I think you need to obtain the equation of the shape first.
First of all use the table of x and y to obtain an expression for the area of each cross section in terms of x. Integrate that wrt x to find the voume.
It sounds like they want you to use numerical methods to get the actual answer, so I’m assuming there isn’t a defined function y = f(x). You could plot it out and see if there is some parabola, ellipse or whatever that works.
But I think you’re on the right track. Just use basic geometry to write a formula for the area, A, as a function of x. Then integrate A over x from 0 to 600. You might just do a curve with an even numbered polynomial if there isn’t a function that exactly fits the data.
Yep, that’s true I assume there was some glaringly obvious best-fit function, but there isn’t.
Divide the volume into trapezoid prisms, work out the volume of each and add together.
Are you saying I am being unclear or that the question is?
You mean work out the volume between each set of given x and y values? It seems like there should be some easier way.
Can you work out the area A(x) of each trapezoid at each value of X? Then you can approximate the integral of A(x) dx using trapezoidal approximation to get the estimated volume.
If I was doing it that way, I’d interpolate the value of y at each midpoint and use that number for the height and multiply by dx to get the volume. A bit easier and probably a good enough approximation.
Kinda makes me wonder what kind of problem the author of the problem thinks this is. If you’re just supposed to figure the volume of a finite number of trapezoidal prisms and add them all up, then it hardly seems like a calculus problem at all.
If I tried to find the area under a curve by simply drawing some reasonable number of reasonably thin rectangles and adding up all their areas, would anyone say I was using calculus?
In a way, yeah. What you’ve just described is a Riemann sum, and a definite integral is defined as the limit of such Riemann sums as the “thinness of the rectangles” approaches zero. (At least, this is the most common definition encountered by Calculus students.)
In practice, definite integrals are evaluated either by (1) using the Fundamental Theorem of Calculus, which involves antidifferentiation, or (2) numerical methods, which are approximations (but can be made as close as you need) using Riemann sums like what you described, or refinements on this idea, like Simpson’s Rule or the Trapezoidal Rule.
The problem in question specifically states “Then evaluate the integral using a suitable numerical technique.”
Writing A as a function of just x is impossible, since we don’t have a relationship between y and x. The question also specifically states:
(Emphasis mine). Looking at the axes as represented in the figure, it’s clear that we want to integrate A dx from 0 to 600, where A is the area of each trapezium. If you write a formula for A in terms of y, you’ll have your integral. Note that the problem only asks you to “write down” the integral, not actually solve it. I’m avoiding writing down the solution because it’s pretty obvious, in the great tradition of “left as an exercise for the reader”.

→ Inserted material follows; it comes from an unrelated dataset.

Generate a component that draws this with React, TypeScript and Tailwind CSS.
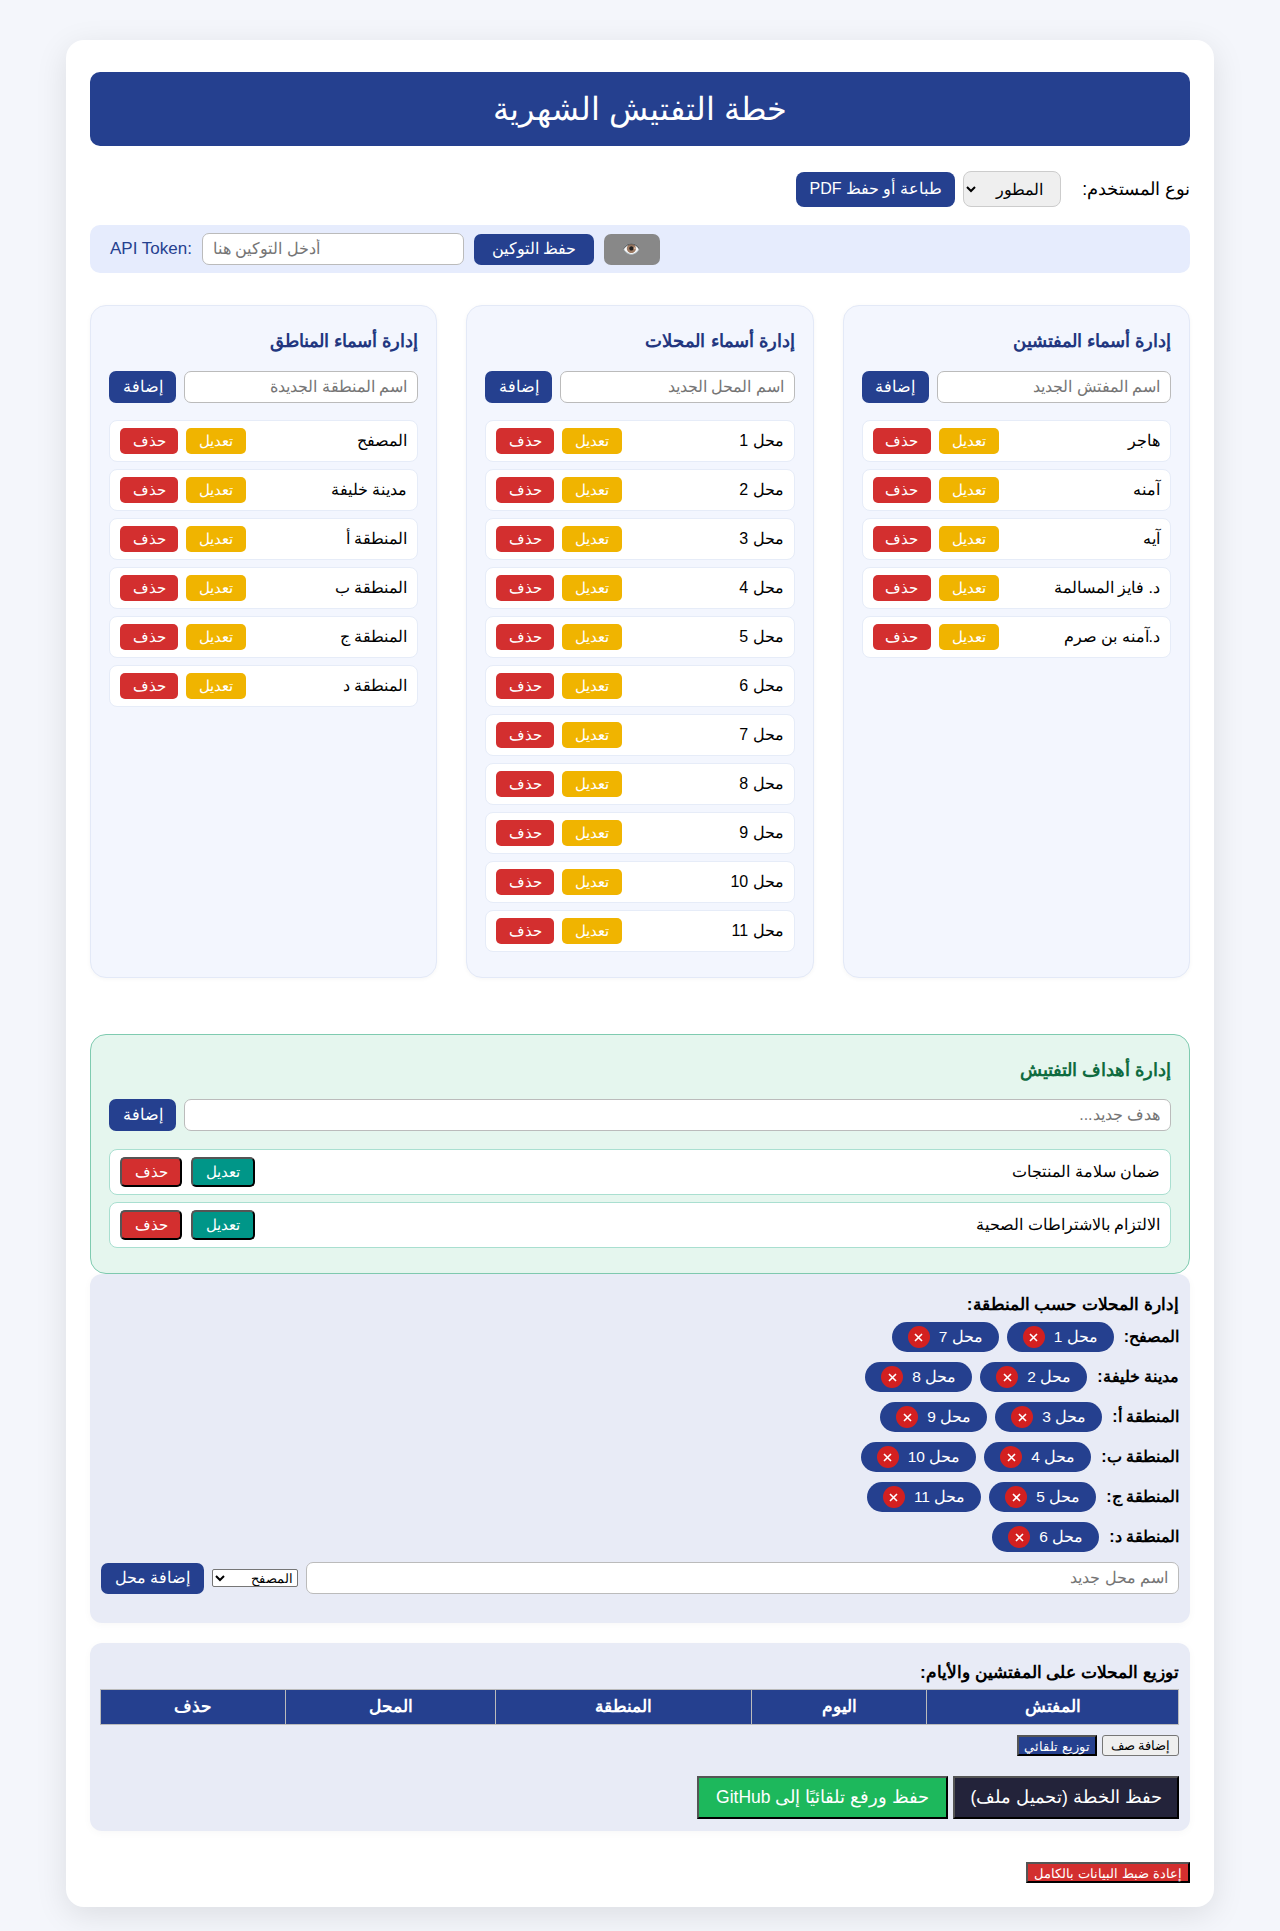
const fontFamily = '"Liberation Sans", Arial, sans-serif';

const inputCls = "min-w-0 rounded-[7px] border border-[#bbbbbb] bg-white px-[10px] text-[16px] text-black placeholder:text-[#757575] outline-none";
const blueBtn = "rounded-[7px] bg-[#25408f] text-[16px] text-white";

function ListCard({ title, placeholder, items }: { title: string; placeholder: string; items: string[] }) {
  return (
    <div className="rounded-[16px] border border-[#e3e9f7] bg-[#f3f6fe] px-[18px] pt-[18px] shadow-[0_1px_4px_rgba(0,0,0,0.04)]">
      <h3 className="mb-[14px] h-[33px] text-[18.4px] leading-[33px] font-bold text-[#22367f]">{title}</h3>
      <div className="mb-[17px] flex h-[32px] gap-[8px]">
        <input className={inputCls + " flex-1"} placeholder={placeholder} />
        <button className={blueBtn + " w-[67px]"}>إضافة</button>
      </div>
      <div className="flex flex-col gap-[7px] pb-[25px]">
        {items.map((t) => (
          <div key={t} className="flex h-[42px] items-center justify-between rounded-[8px] border border-[#e6ecf8] bg-white px-[10px] text-[16px] text-black">
            <span>{t}</span>
            <div className="flex gap-[8px]">
              <button className="h-[26px] w-[60px] rounded-[5px] bg-[#f0b400] text-[15px] text-white">تعديل</button>
              <button className="h-[26px] w-[58px] rounded-[5px] bg-[#d32f2f] text-[15px] text-white">حذف</button>
            </div>
          </div>
        ))}
      </div>
    </div>
  );
}

function Goal({ text }: { text: string }) {
  return (
    <div className="flex h-[46px] items-center justify-between rounded-[8px] border border-[#a9dfd0] bg-white px-[10px] text-[16px] text-black">
      <span>{text}</span>
      <div className="flex gap-[9px]">
        <button className="h-[30px] w-[64px] rounded-[5px] border-2 border-t-[#555] border-l-[#555] border-r-black border-b-black bg-[#009688] text-[15px] text-white">تعديل</button>
        <button className="h-[30px] w-[62px] rounded-[5px] border-2 border-t-[#555] border-l-[#555] border-r-black border-b-black bg-[#d32f2f] text-[15px] text-white">حذف</button>
      </div>
    </div>
  );
}

function Chip({ label }: { label: string }) {
  return (
    <span className="flex h-[30px] items-center gap-[9px] rounded-[16px] bg-[#25408f] px-[16px] text-[15.5px] text-white">
      <span>{label}</span>
      <span className="flex h-[22px] w-[22px] items-center justify-center rounded-full bg-[#d32020]">
        <svg width="9" height="9" viewBox="0 0 9 9" stroke="white" strokeWidth="1.6" aria-hidden="true">
          <path d="M1 1 8 8M8 1 1 8" />
        </svg>
      </span>
    </span>
  );
}

const regions: [string, string[]][] = [
  ["المصفح:", ["محل 1", "محل 7"]],
  ["مدينة خليفة:", ["محل 2", "محل 8"]],
  ["المنطقة أ:", ["محل 3", "محل 9"]],
  ["المنطقة ب:", ["محل 4", "محل 10"]],
  ["المنطقة ج:", ["محل 5", "محل 11"]],
  ["المنطقة د:", ["محل 6"]],
];

const columns: [string, number][] = [
  ["المفتش", 252],
  ["اليوم", 175],
  ["المنطقة", 256],
  ["المحل", 210],
  ["حذف", 185],
];

const bevel = "border-2 border-t-[#555] border-l-[#555] border-r-black border-b-black";

export default function App() {
  return (
    <div dir="rtl" style={{ fontFamily }} className="min-h-[1931px] bg-[#f4f6fb] pt-[40px]">
      <div className="mx-auto h-[1867px] w-[1148px] rounded-[18px] bg-white px-[24px] pt-[32px] shadow-[0_8px_32px_rgba(0,0,0,0.1)]">
        <header className="flex h-[74px] items-center justify-center rounded-[10px] bg-[#25408f]">
          <h1 className="text-[32px] font-normal text-white">خطة التفتيش الشهرية</h1>
        </header>

        <div className="mt-[25px] flex h-[36px] items-center">
          <label className="ml-[21px] text-[17.6px] text-black">نوع المستخدم:</label>
          <select className="h-[36px] w-[98px] rounded-[8px] border border-[#cccccc] bg-[#efefef] pr-[13px] pl-[7px] text-[16px] text-black">
            <option>المطور</option>
          </select>
          <button className="mr-[8px] h-[35px] w-[159px] rounded-[8px] bg-[#25408f] text-[16px] text-white">طباعة أو حفظ PDF</button>
        </div>

        <div dir="ltr" className="mt-[18px] flex h-[48px] items-center rounded-[10px] bg-[#e6ecfd] pl-[20px]">
          <label className="mr-[10px] text-[17px] text-[#25408f]">API Token:</label>
          <input className={inputCls + " h-[32px] w-[262px]"} placeholder="أدخل التوكين هنا" />
          <button className={blueBtn + " ml-[10px] h-[31px] w-[120px]"}>حفظ التوكين</button>
          <button className="ml-[10px] h-[31px] w-[56px] rounded-[7px] bg-[#888888] text-[15px] text-white">👁️</button>
        </div>

        <div className="mt-[32px] grid grid-cols-3 gap-[29px]">
          <ListCard title="إدارة أسماء المفتشين" placeholder="اسم المفتش الجديد" items={["هاجر", "آمنه", "آيه", "د. فايز المسالمة", "د.آمنه بن صرم"]} />
          <ListCard title="إدارة أسماء المحلات" placeholder="اسم المحل الجديد" items={["محل 1", "محل 2", "محل 3", "محل 4", "محل 5", "محل 6", "محل 7", "محل 8", "محل 9", "محل 10", "محل 11"]} />
          <ListCard title="إدارة أسماء المناطق" placeholder="اسم المنطقة الجديدة" items={["المصفح", "مدينة خليفة", "المنطقة أ", "المنطقة ب", "المنطقة ج", "المنطقة د"]} />
        </div>

        <section className="mt-[56px] h-[240px] rounded-[16px] border border-[#7fcbb0] bg-[#e5f6ee] px-[18px] pt-[18px]">
          <h3 className="mb-[13px] h-[33px] text-[18.4px] leading-[33px] font-bold text-[#0f6b3f]">إدارة أهداف التفتيش</h3>
          <div className="mb-[18px] flex h-[32px] gap-[8px]">
            <input className={inputCls + " flex-1"} placeholder="هدف جديد..." />
            <button className={blueBtn + " w-[67px]"}>إضافة</button>
          </div>
          <div className="flex flex-col gap-[7px]">
            <Goal text="ضمان سلامة المنتجات" />
            <Goal text="الالتزام بالاشتراطات الصحية" />
          </div>
        </section>

        <section className="h-[349px] rounded-[12px] bg-[#e8ebf6] px-[11px] pt-[19px] shadow-[0_2px_8px_rgba(0,0,0,0.03)]">
          <h4 className="mb-[7px] text-[17.3px] leading-[22px] font-bold text-black">إدارة المحلات حسب المنطقة:</h4>
          <div className="flex flex-col gap-[10px]">
            {regions.map(([name, shops]) => (
              <div key={name} className="flex h-[30px] items-center gap-[8px]">
                <b className="ml-[2px] text-[16px] text-black">{name}</b>
                {shops.map((s) => (
                  <Chip key={s} label={s} />
                ))}
              </div>
            ))}
          </div>
          <div className="mt-[10px] flex h-[32px] items-center gap-[8px]">
            <input className={inputCls + " h-[32px] flex-1"} placeholder="اسم محل جديد" />
            <select className="h-[18px] w-[86px] rounded-[2px] border border-[#767676] bg-white text-[13.33px] text-black">
              <option>المصفح</option>
            </select>
            <button className={blueBtn + " h-[31px] w-[103px]"}>إضافة محل</button>
          </div>
        </section>

        <section className="mt-[20px] h-[188px] rounded-[12px] bg-[#e8ebf6] px-[11px] pt-[18px] shadow-[0_2px_8px_rgba(0,0,0,0.03)]">
          <h4 className="mb-[6px] text-[17.3px] leading-[22px] font-bold text-black">توزيع المحلات على المفتشين والأيام:</h4>
          <table className="w-full table-fixed border-collapse">
            <thead>
              <tr>
                {columns.map(([name, w]) => (
                  <th key={name} style={{ width: w }} className="h-[35px] border border-[#bbbbbb] bg-[#25408f] text-[17.3px] font-bold text-white">{name}</th>
                ))}
              </tr>
            </thead>
          </table>
          <div className="mt-[10px] flex h-[21px] gap-[5px]">
            <button className="h-[21px] w-[77px] rounded-[3px] border border-[#767676] bg-[#efefef] text-[13.33px] text-black">إضافة صف</button>
            <button className={bevel + " h-[21px] w-[80px] bg-[#25408f] text-[13.33px] text-white"}>توزيع تلقائي</button>
          </div>
          <div className="mt-[20px] flex h-[43px] gap-[5px]">
            <button className={bevel + " w-[226px] bg-[#23233a] text-[17.5px] text-white"}>حفظ الخطة (تحميل ملف)</button>
            <button className={bevel + " w-[251px] bg-[#1db85c] text-[17.5px] text-white"}>حفظ ورفع تلقائيًا إلى GitHub</button>
          </div>
        </section>

        <div className="mt-[31px] flex">
          <button className={bevel + " h-[21px] w-[164px] bg-[#d32f2f] text-[13.33px] text-white"}>إعادة ضبط البيانات بالكامل</button>
        </div>
      </div>
    </div>
  );
}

IMHO, this isn’t a great problem, because it’s trying to do two things at once - emphasise the idea that there are a class of things we can calculate exactly via integration (such as the exact volume of earth), assuming we know the relationships between the variables, and at the same time getting you to calculate approximate values via numerical integration. I think it would have been better to give a formula for y in terms of x, and even if that integral can’t be computed exactly, the table of values provided can be used for numerical evaluation of the integral.